Jeanne Tripplehorn: By the eighth or the ninth episode, I remember having to write down what had already happened.

Sevigny: It was "Big Love" on crack.

Tripplehorn: Steroids.

Ginnifer Goodwin: We need some "Big Love" Ritalin. This show films like a movie: 14, 16 hours a day. Now we're doing what, six months straight?

Tripplehorn: I've never hit a wall like I did with this season. I mean, I was baked.

Bill Paxton: Oof, me too. I started smoking again.


"Big Love" has a unique tone, simultaneously funny and sad. Is that a hard balance to achieve?

Tripplehorn: I think it's a really grounded humor. We have to pull ourselves back. When we're trying to be funny it doesn't work.

Sevigny: But the lines -- you have to say them so flat because they're so funny.

Goodwin: I think what makes it so relatable is there is something so real, even though this is a drama, about how funny these situations are. In real life, people don't try to live dramatically, people try to live in a light way. People try to laugh.

Sevigny: I was watching some episodes the other night and I was like, "This is the weirdest show I've ever seen in my life!" And then my friend was over, and she said, "Yeah, weirdest show since 'Twin Peaks.' " As normal as we play it, as straight as we play it. But you can't. It's weird!

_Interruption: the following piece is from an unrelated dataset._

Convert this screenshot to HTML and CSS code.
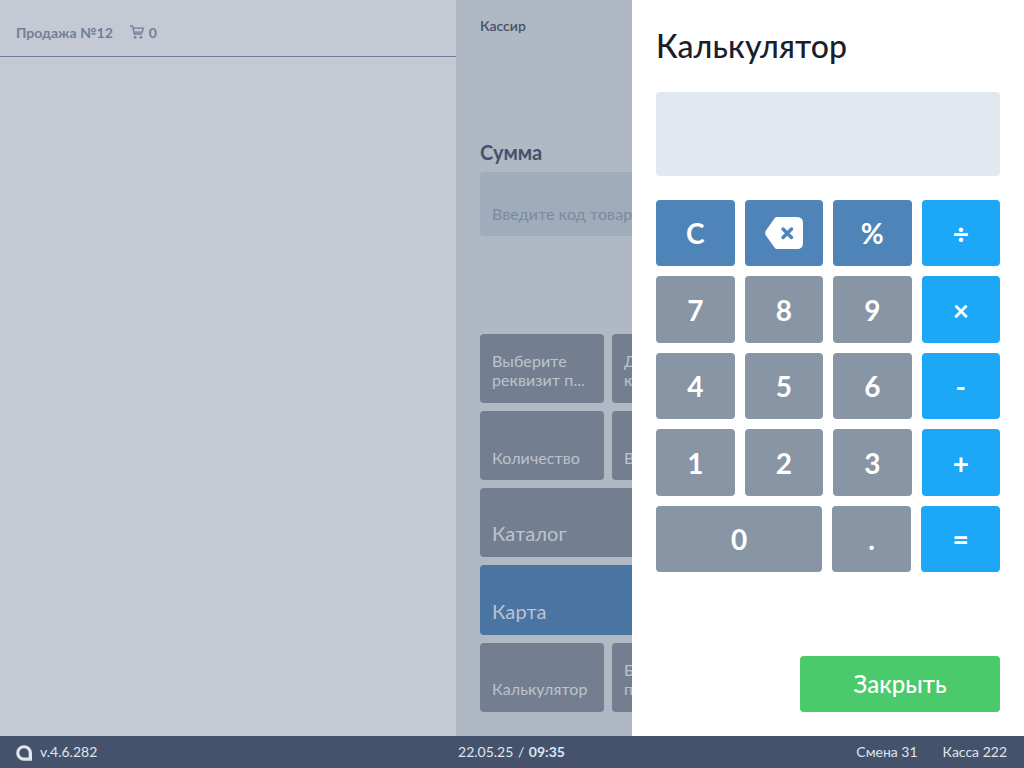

Paxton: It's so subversive, but with the family values, it's almost a throwback to the early '60s. With the family home evening and all of the things we do together. But it's so damn bizarre because we're polygamists.

Goodwin: Will and Mark, the first thing they said in pitching the show was: This is a story about a family that works. Which I love.


Yet there's an air of menace in characters from the compound, like Alby and Roman and Rhonda. What are we seeing about the world these people live in?

Paxton: Bill's kind of always making a deal with the devil for a greater good. There's consequences to dealing with these people.

Sevigny: In all of my research reading about the fundamentalists, the different sects and the different groups, there's just so much drama, so much action -- the way they conduct their lives. I think it's a huge part of that religion, and we have to address it in some way on the show.


How much do you think your characters think about their own situation?

Tripplehorn: I think Barb is very aware of the situation. That's why she's always conflicted about it. She knows very well that aspects of it are archaic and patriarchal.

Paxton: Bill's resentful because he feels like they've been tarred with the same brush as these other people, and we don't live like them.

Sevigny: Nicki, through three seasons, her through line is she loves the compound and has fond memories of it. Of course, she loves Bill and her sister-wives, but she's torn between the two.

Goodwin: I feel like a through line for all of us is honesty in our home, but we're living a lie world.